Between January 1992 and August 1998, I did my PhD on the politics of power, knowledge, and social control in Burma under the military rule of General Ne Win’s whose erratic leadership lasted a quarter century (from 1962 to 1988).

Michael W. Apple was my main supervisor and mentor with the top-ranked Curriculum and Instruction Department at the Graduate School of Education at the picturesque lakeside University of Wisconsin at Madison.

The late Professor Bob Koehl in his office, surrounded by his research files on Nazi SS history, History Department, Humanities Building, UW-MADISON, 1994 (photo by Zarni)

(The other important member of my 3-member thesis committee was the late Robert L. Koehl, the pioneering historian on Himmler and SS, who, as a Wisconsin-born German American with fluency in German, interrogated Waffen SS officers in the US section of the Allied Occupied Germany at the end of the World War II.)

Any student of education – that is, curriculum and instruction, politics of textbook or “official knowledge”, cultural and economic dimension of education, gendered labor, class reproduction, schools as sites of resistance, and so on – will most certainly know the works of Michael W. Apple. Apple’s scholarship of more than half a century resulted in 32 books of which a few, such as Ideology and Curriculum (1st edition, 1979), are truly ground-breaking. His later works, for instance, “Official Knowledge” and “Educating the Right Way” are similarly influential. Some have been translated into world’s languages.

I am proud to call Mike a dear friend, a caring teacher, and a comrade of 30-odd years.

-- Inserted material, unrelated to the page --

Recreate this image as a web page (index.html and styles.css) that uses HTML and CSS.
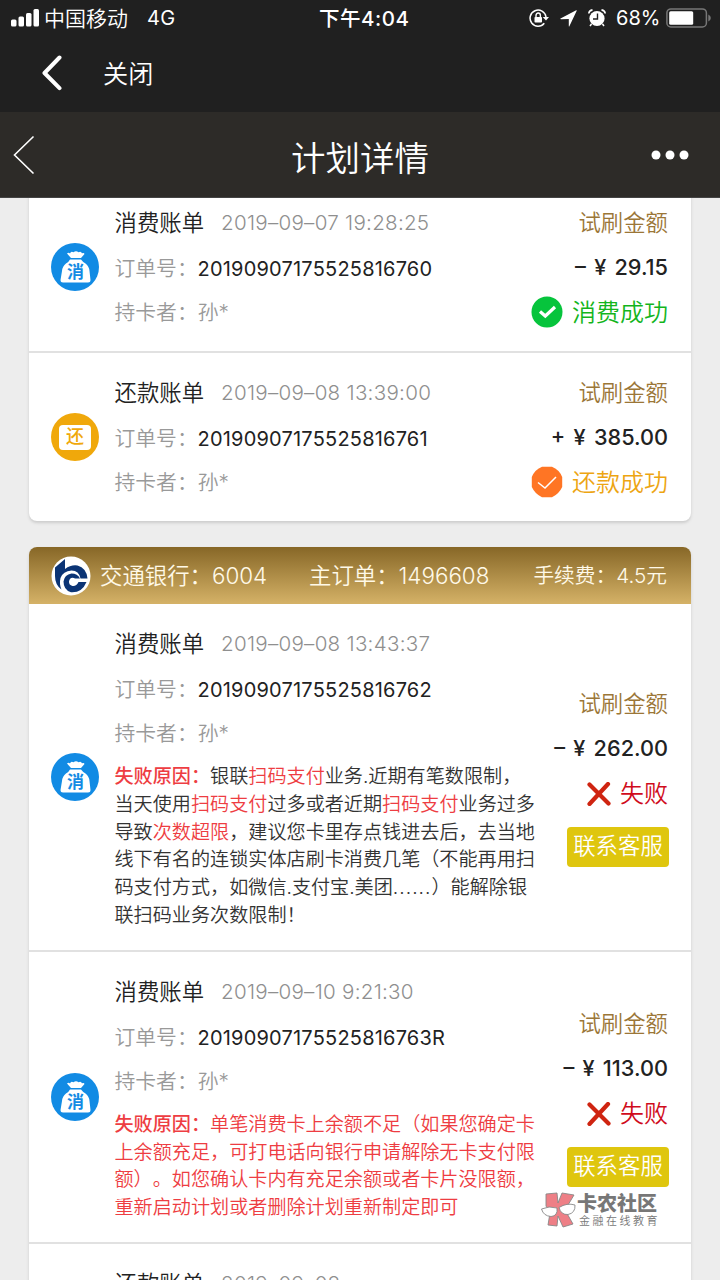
FILE: index.html
```html
<!DOCTYPE html>
<html lang="zh-CN">
<head>
<meta charset="utf-8">
<title>计划详情</title>
<link rel="stylesheet" href="styles.css">
</head>
<body>
<svg class="defs" width="0" height="0" aria-hidden="true">
  <symbol id="bag" viewBox="0 0 48 48">
    <circle cx="24" cy="24" r="24" fill="#128be4"/>
    <path d="M16 10.500q1.500-1.500 3 0q1-3 3.500-1.200q2.500-2 5 0q2.500-1.500 3.500 1q2-1 2.500.7L30 15H20z" fill="#fff"/>
    <path d="M19 16.500h11q1.500 2.200 4.500 4q3.500 2.500 4 7.500l1 9q0 2.500-2.500 2.500H12q-2.500 0-2.500-2.500l1.500-9q.5-5 4-7.500q3-1.800 4-4z" fill="#fff"/>
  </symbol>
  <symbol id="cross" viewBox="0 0 24 24"><path d="M2.500 2.500L21.500 21.500M21 2L2.500 22" fill="none" stroke="#cf2411" stroke-width="4.200" stroke-linecap="round"/></symbol>
</svg>
<div class="screen">
  <div class="status">
    <svg class="signal" width="28" height="18" viewBox="0 0 28 18" fill="#fff"><rect x="0" y="10.500" width="5.500" height="7" rx="1.500"/><rect x="7.500" y="7.500" width="5.500" height="10" rx="1.500"/><rect x="15" y="4" width="5.500" height="13.500" rx="1.500"/><rect x="22.500" y="0" width="5.500" height="17.500" rx="1.500"/></svg>
    <span class="carrier">中国移动</span><span class="net">4G</span>
    <span class="time">下午4:04</span>
    <svg class="lock" width="20" height="18" viewBox="0 0 20 18"><path d="M15.300 14.200A8 8 0 1 1 17 8" fill="none" stroke="#fff" stroke-width="1.500"/><path d="M13.700 8H20L17 11.500z" fill="#fff"/><rect x="5.500" y="8" width="7.500" height="5.500" rx=".8" fill="#fff"/><path d="M7 8V6.500a2.200 2.500 0 0 1 4.400 0V8" fill="none" stroke="#fff" stroke-width="1.400"/></svg>
    <svg class="loc" width="17" height="17" viewBox="0 0 17 17"><path d="M.5 8.500L16.200.3Q17 0 16.600.9L9.500 16Q9 17 8.800 16V8.900L1 9.200Q-.2 9 .5 8.500z" fill="#fff"/></svg>
    <svg class="alarm" width="18" height="18" viewBox="0 0 18 18"><circle cx="9" cy="9.500" r="7.600" fill="#fff"/><path d="M.8 4.500Q1 1.500 4.500.9M17.200 4.500Q17 1.500 13.500.9" fill="none" stroke="#fff" stroke-width="1.600"/><path d="M3.500 15L2 17M14.500 15l1.500 2" stroke="#fff" stroke-width="1.500"/><path d="M9.500 4.500V10H5" fill="none" stroke="#202020" stroke-width="1.400"/></svg>
    <span class="pct">68%</span>
    <svg class="batt" width="46" height="20" viewBox="0 0 46 20"><rect x=".9" y=".9" width="39.500" height="18" rx="4" fill="none" stroke="#777" stroke-width="1.500"/><rect x="3.200" y="3.200" width="24" height="13.500" rx="1.500" fill="#fff"/><path d="M42.300 6.500q2.500 1 2.500 3.500t-2.500 3.500z" fill="#777"/></svg>
  </div>
  <div class="webbar">
    <svg width="20" height="36" viewBox="0 0 20 36"><path d="M17.500 2.500L2.500 18L17.500 33.200" fill="none" stroke="#fff" stroke-width="4" stroke-linecap="round" stroke-linejoin="round"/></svg>
    <span>关闭</span>
  </div>
  <div class="titlebar">
    <svg width="22" height="40" viewBox="0 0 22 40"><path d="M20.500 1.500L1.500 20L20.500 38.500" fill="none" stroke="#fff" stroke-width="1.600"/></svg>
    <h1>计划详情</h1>
    <svg width="38" height="10" viewBox="0 0 38 10" fill="#fff"><circle cx="5" cy="5" r="4.500"/><circle cx="19" cy="5" r="4.500"/><circle cx="33" cy="5" r="4.500"/></svg>
  </div>
  <main class="content">
    <section class="card first">
      <div class="row">
        <div class="badge"><svg><use href="#bag"/></svg><b>消</b></div>
        <div class="info"><div class="head"><span class="name">消费账单</span><span class="date">2019–09–07 19:28:25</span></div><div class="order"><span class="label">订单号：</span><span class="num">20190907175525816760</span></div><div class="holder">持卡者：孙*</div></div>
        <div class="side"><div class="kind">试刷金额</div><div class="amount">– ¥ 29.15</div><div class="state ok"><svg width="32" height="32" viewBox="0 0 32 32"><circle cx="16" cy="16" r="15.500" fill="#06c43c"/><path d="M9 15.500L14.300 20L24 11" fill="none" stroke="#fff" stroke-width="3.200"/></svg>消费成功</div></div>
      </div>
      <div class="row second">
        <div class="badge pay"><b>还</b></div>
        <div class="info"><div class="head"><span class="name">还款账单</span><span class="date">2019–09–08 13:39:00</span></div><div class="order"><span class="label">订单号：</span><span class="num">20190907175525816761</span></div><div class="holder">持卡者：孙*</div></div>
        <div class="side"><div class="kind">试刷金额</div><div class="amount">+ ¥ 385.00</div><div class="state paid"><svg width="32" height="32" viewBox="0 0 32 32"><path d="M11 .8H21Q28 3.500 31.200 11V21Q28 28 21 31.200H11Q4 28 .8 21V11Q4 3.500 11 .8z" fill="#ff7524"/><path d="M7 16.500L14 22L25 11" fill="none" stroke="#fff" stroke-width="1.500"/></svg>还款成功</div></div>
      </div>
    </section>
    <section class="card">
      <div class="bank">
        <svg width="40" height="40" viewBox="0 0 40 40"><circle cx="20" cy="20" r="19.500" fill="#fff"/><path d="M4 11.500L14 3V13Q20 8.500 26.500 9.500Q35.500 12 36.500 22.500H29.500Q28 14.500 20.500 14.500Q12 15 9.500 22Q8 28 10.500 33.500Q4 29 4 20z" fill="#0b3475"/><path d="M29 22.500Q26.500 17.500 20.500 17.500Q13.500 18.500 12.500 25.500Q12.500 34 20 36.300Q31 37 35.500 26H27.500Q25.500 30.500 21.500 30Q17.800 29 18 25.500Q18.500 22 21.500 21.800Q23 21.800 24 22.500z" fill="#0b3475"/></svg>
        <span class="bank-name">交通银行：6004</span><span class="main-order">主订单：1496608</span><span class="fee">手续费：4.5元</span>
      </div>
      <div class="row">
        <div class="badge"><svg><use href="#bag"/></svg><b>消</b></div>
        <div class="info"><div class="head"><span class="name">消费账单</span><span class="date">2019–09–08 13:43:37</span></div><div class="order"><span class="label">订单号：</span><span class="num">20190907175525816762</span></div><div class="holder">持卡者：孙*</div>
          <p class="reason"><strong>失败原因：</strong>银联<em>扫码支付</em>业务.近期有笔数限制，<br>当天使用<em>扫码支付</em>过多或者近期<em>扫码支付</em>业务过多<br>导致<em>次数超限</em>，建议您卡里存点钱进去后，去当地<br>线下有名的连锁实体店刷卡消费几笔（不能再用扫<br>码支付方式，如微信.支付宝.美团<span class="dots">......</span>）能解除银<br>联扫码业务次数限制！</p></div>
        <div class="side"><div class="kind">试刷金额</div><div class="amount">– ¥ 262.00</div><div class="state fail"><svg width="24" height="24"><use href="#cross"/></svg>失败</div><div class="contact">联系客服</div></div>
      </div>
      <div class="row">
        <div class="badge"><svg><use href="#bag"/></svg><b>消</b></div>
        <div class="info"><div class="head"><span class="name">消费账单</span><span class="date">2019–09–10 9:21:30</span></div><div class="order"><span class="label">订单号：</span><span class="num">20190907175525816763R</span></div><div class="holder">持卡者：孙*</div>
          <p class="reason red"><strong>失败原因：</strong>单笔消费卡上余额不足（如果您确定卡<br>上余额充足，可打电话向银行申请解除无卡支付限<br>额）。如您确认卡内有充足余额或者卡片没限额，<br>重新启动计划或者删除计划重新制定即可</p></div>
        <div class="side"><div class="kind">试刷金额</div><div class="amount">– ¥ 113.00</div><div class="state fail"><svg width="24" height="24"><use href="#cross"/></svg>失败</div><div class="contact">联系客服</div></div>
      </div>
      <div class="row">
        <div class="badge"></div>
        <div class="info"><div class="head"><span class="name">还款账单</span><span class="date">2019–09–08</span></div></div>
      </div>
    </section>
  </main>
  <div class="watermark">
    <svg width="36" height="36" viewBox="0 0 36 36" stroke="#888" stroke-width=".9"><path d="M5 2L16 1L17 11L21 1L33 3L24 18L32 32L22 35L17 24L16 34L7 33L9 21L5 14z" fill="#ee7f86"/><path d="M.5 17Q8 13.500 16 16Q17 24 10 24.500Q2.500 24 .5 17zM18 15.500Q26 10.500 34 13Q34.500 21 27 22.500Q20 23 18 15.500z" fill="#fff"/></svg>
    <div><div class="wm-name">卡农社区</div><div class="wm-sub">金融在线教育</div></div>
  </div>
</div>
</body>
</html>
```
FILE: styles.css
```css
* { box-sizing: border-box; }
body { margin: 0; font-family: Inter, "Noto Sans CJK SC", sans-serif; font-weight: 350; text-spacing-trim: space-all; }
svg { display: block; flex: none; }
.defs { position: absolute; }
.screen { position: relative; width: 720px; height: 1280px; overflow: hidden; background: #ededed; display: flex; flex-direction: column; }
.screen span, .screen div { white-space: nowrap; }

.status { flex: none; height: 36px; background: #202020; color: #fff; display: flex; align-items: center; padding-left: 11px; font-size: 20px; }
.signal { margin-top: -1px; }
.carrier { width: 108px; padding-left: 5px; margin-top: -2px; font-size: 21px; }
.net { width: 171px; letter-spacing: .3px; font-weight: 400; }
.time { width: 211px; padding-left: 1px; margin-top: -2px; font-weight: 500; font-size: 20.500px; letter-spacing: .5px; }
.loc { margin-left: 11px; }
.alarm { margin-left: 11px; }
.pct { width: 50px; margin-left: 10px; font-weight: 400; }
.batt { margin-top: -1px; }

.webbar { flex: none; height: 76px; background: #202020; color: #fff; display: flex; align-items: center; gap: 41px; padding: 0 0 2px 42px; font-size: 25.200px; }
.webbar span { margin-top: -3px; }
.titlebar { flex: none; height: 86px; background: #2d2b28; color: #fff; display: flex; align-items: center; justify-content: space-between; padding: 0 31px 0 13px; border-bottom: 1px solid #444; }
.titlebar h1 { margin: 9px 0 0 34px; font-size: 34.500px; line-height: 50px; font-weight: 350; }

.content { flex: 1; overflow: hidden; padding: 0 29px; display: flex; flex-direction: column; gap: 26px; }
.card { flex: none; background: #fff; border-radius: 8px; box-shadow: 0 2px 3px #ccc; }
.first { margin-top: -15px; }
.row { display: flex; align-items: center; padding-left: 22px; padding-right: 23px; border-bottom: 2px solid #e1e1e1; }
.row:last-child { border-bottom: 0; }
.badge { position: relative; flex: none; width: 48px; height: 48px; display: flex; align-items: center; justify-content: center; }
.badge svg { width: 48px; height: 48px; }
.badge b { position: absolute; left: 16px; top: 18px; font-size: 17px; line-height: 22px; font-weight: 700; color: #128be4; }
.pay { border-radius: 50%; background: #f0a80b; }
.badge.pay b { position: static; width: 32px; height: 25px; border-radius: 4px; background: #fff; color: #f0a80b; line-height: 24px; text-align: center; font-size: 18px; font-weight: 500; }
.info { flex: 1; margin-left: 15.500px; padding: 17px 0 19px; }
.head, .order { display: flex; height: 46px; line-height: 46px; }
.name { width: 106.500px; font-size: 22.400px; color: #222; }
.date { font-size: 20.600px; letter-spacing: .26px; color: #8f8f8f; }
.order, .holder { font-size: 20.800px; color: #999; }
.label { width: 83px; }
.num { font-size: 20px; font-weight: 400; letter-spacing: .2px; color: #222; }
.holder { height: 40px; line-height: 41px; }
.reason { margin: 10px 0 1px; font-size: 19.120px; line-height: 27.800px; color: #333; white-space: nowrap; }
.dots { letter-spacing: 1.050px; }
.reason em { font-style: normal; color: #ee3d42; }
.reason strong { font-weight: 500; color: #ee3d42; }
.reason.red { color: #ee3d42; }
.side { position: relative; flex: none; display: flex; flex-direction: column; align-items: flex-end; width: 150px; margin-left: -150px; }
.side > div { height: 45px; line-height: 45px; }
.kind { font-size: 22.400px; color: #9b7637; }
.side > .amount { line-height: 44px; font-size: 21.700px; font-weight: 500; word-spacing: 2.500px; color: #222; }
.state { display: flex; align-items: center; gap: 9px; font-size: 24px; }
.ok { color: #13b51c; }
.paid { color: #eda512; }
.fail { color: #d00b1c; }
.side > .contact { width: 102px; height: 40px; line-height: 38px; margin: 11px -1px 5px 0; border-radius: 4px; background: #dfc60e; color: #fff; font-size: 22.400px; text-align: center; }
.bank { height: 57px; border-radius: 8px 8px 0 0; background: linear-gradient(#876727, #d5b267); color: #fff9e8; display: flex; align-items: center; padding: 0 24px 0 22px; font-size: 22.400px; }
.bank span { margin-top: -4px; }
.bank-name { width: 218px; padding-left: 9px; }
.main-order { flex: 1; }
.fee { font-size: 20.700px; }

.watermark { position: absolute; left: 541px; top: 1192px; display: flex; color: #777; }
.wm-name { font-size: 20px; line-height: 24px; font-weight: 900; }
.wm-sub { padding-left: 2px; font-size: 11px; line-height: 11px; letter-spacing: 2.500px; }
```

Late November last year, I paid Mike and Rima, his teenage sweetheart and wife of 60-years whom we Apple doctoral students, called “the other professor,” a visit in their “retirement” home a short walk from Wisconsin state capitol building a short walk from the Frank Lloyd Writing Convention Center. In their “retirement” – they are not the type who walk a dog and chitchat about weather along the city’s iconic lakes.

Michael W. Apple with FORSEA’s Maung Zarni, Madison, Wisconsin, 25 November 2024 (photo by Professor Rima Apple)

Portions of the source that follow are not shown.